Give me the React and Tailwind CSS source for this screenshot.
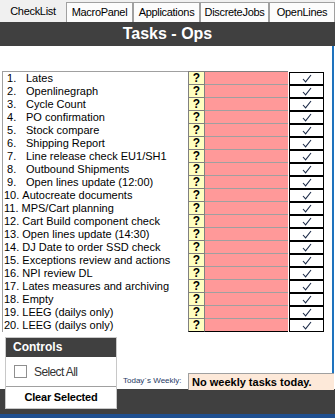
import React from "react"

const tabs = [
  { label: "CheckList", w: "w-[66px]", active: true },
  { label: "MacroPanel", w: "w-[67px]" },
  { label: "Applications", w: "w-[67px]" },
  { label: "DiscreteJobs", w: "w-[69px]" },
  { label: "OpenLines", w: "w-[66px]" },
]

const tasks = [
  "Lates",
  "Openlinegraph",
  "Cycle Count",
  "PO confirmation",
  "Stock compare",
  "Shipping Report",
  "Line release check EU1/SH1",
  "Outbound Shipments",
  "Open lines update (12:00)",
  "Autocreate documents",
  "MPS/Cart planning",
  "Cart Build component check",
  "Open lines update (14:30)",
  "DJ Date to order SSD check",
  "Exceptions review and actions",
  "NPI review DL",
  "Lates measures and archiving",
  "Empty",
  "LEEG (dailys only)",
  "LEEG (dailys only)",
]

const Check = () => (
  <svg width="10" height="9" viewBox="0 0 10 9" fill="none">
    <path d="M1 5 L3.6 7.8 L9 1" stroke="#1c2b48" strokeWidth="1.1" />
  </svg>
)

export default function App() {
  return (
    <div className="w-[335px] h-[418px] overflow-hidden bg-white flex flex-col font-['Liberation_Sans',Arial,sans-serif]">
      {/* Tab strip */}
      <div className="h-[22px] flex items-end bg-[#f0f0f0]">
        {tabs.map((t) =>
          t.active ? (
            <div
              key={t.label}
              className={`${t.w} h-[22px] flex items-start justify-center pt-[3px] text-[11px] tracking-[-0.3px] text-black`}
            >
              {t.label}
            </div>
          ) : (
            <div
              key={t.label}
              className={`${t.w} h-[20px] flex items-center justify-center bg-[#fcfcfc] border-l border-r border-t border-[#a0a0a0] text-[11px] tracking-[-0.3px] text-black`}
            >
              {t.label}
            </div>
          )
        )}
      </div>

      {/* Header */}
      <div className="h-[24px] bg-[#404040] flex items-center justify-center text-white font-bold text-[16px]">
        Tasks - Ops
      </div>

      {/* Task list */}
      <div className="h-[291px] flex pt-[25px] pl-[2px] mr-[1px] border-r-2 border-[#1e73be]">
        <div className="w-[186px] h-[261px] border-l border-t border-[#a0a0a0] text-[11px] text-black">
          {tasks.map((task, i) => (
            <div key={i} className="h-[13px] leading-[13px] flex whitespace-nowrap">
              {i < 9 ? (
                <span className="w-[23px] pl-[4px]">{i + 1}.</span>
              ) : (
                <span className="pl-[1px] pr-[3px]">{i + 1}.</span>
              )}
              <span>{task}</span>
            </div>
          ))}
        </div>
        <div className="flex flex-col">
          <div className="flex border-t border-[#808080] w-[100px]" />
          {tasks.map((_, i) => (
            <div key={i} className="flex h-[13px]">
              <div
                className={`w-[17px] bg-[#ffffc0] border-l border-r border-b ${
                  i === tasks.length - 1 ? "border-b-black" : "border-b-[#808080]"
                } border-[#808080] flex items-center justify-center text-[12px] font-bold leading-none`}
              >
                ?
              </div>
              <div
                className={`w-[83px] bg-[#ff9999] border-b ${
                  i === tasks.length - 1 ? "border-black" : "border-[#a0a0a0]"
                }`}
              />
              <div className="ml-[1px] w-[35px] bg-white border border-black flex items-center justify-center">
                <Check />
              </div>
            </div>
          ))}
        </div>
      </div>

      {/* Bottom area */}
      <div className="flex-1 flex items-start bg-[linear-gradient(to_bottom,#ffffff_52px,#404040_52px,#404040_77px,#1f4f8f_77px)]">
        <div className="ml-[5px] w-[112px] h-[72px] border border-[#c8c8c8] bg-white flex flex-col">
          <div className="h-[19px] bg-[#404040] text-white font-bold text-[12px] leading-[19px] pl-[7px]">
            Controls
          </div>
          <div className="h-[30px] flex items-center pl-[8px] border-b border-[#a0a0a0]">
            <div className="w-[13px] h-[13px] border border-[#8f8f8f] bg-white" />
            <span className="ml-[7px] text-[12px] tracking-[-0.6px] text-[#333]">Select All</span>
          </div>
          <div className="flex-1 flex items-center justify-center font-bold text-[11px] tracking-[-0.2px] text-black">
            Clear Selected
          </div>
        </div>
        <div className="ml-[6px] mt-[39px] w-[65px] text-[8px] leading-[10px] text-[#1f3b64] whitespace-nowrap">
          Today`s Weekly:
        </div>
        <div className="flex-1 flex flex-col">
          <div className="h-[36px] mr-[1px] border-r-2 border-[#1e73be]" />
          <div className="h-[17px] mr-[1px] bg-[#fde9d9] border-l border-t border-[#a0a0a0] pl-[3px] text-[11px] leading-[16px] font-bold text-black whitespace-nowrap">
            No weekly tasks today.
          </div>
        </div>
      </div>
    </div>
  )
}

........

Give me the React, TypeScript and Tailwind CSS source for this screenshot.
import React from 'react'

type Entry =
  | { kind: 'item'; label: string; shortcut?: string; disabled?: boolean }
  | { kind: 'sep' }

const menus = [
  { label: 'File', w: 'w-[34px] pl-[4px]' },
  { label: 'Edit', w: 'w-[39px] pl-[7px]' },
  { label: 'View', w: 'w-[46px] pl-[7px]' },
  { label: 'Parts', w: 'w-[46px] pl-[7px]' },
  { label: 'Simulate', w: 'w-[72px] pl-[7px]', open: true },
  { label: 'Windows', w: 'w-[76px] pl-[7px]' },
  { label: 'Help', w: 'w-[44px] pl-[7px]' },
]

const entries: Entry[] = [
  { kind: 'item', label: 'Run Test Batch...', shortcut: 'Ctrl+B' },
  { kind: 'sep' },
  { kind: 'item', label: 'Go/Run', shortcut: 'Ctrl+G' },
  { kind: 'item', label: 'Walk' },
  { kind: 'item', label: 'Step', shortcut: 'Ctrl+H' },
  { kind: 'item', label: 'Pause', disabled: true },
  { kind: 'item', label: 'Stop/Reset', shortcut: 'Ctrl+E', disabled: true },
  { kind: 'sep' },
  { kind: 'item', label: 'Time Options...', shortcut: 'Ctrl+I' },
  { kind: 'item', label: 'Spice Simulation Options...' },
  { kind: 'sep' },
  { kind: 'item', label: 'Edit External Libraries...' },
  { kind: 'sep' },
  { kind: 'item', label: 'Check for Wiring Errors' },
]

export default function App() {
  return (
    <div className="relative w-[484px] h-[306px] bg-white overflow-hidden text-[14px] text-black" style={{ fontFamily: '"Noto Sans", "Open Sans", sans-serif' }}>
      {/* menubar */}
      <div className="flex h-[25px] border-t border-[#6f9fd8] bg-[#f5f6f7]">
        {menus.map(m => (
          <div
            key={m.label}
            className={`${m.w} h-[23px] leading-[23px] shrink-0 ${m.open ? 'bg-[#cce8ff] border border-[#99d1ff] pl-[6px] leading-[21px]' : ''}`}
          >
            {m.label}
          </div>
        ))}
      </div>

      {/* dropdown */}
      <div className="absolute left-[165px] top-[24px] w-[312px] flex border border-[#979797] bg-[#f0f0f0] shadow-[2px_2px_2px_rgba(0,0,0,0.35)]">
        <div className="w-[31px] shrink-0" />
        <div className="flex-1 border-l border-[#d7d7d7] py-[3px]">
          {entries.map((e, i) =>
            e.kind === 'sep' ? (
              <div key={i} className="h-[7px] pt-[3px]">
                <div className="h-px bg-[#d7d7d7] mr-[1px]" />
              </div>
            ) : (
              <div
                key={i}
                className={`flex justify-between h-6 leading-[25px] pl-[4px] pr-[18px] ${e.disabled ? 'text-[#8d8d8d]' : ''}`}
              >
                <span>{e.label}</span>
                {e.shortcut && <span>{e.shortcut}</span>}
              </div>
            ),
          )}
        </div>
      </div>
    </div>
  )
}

........

Give the number of lines in the entries that include the string "Tailwind", and nothing more.

2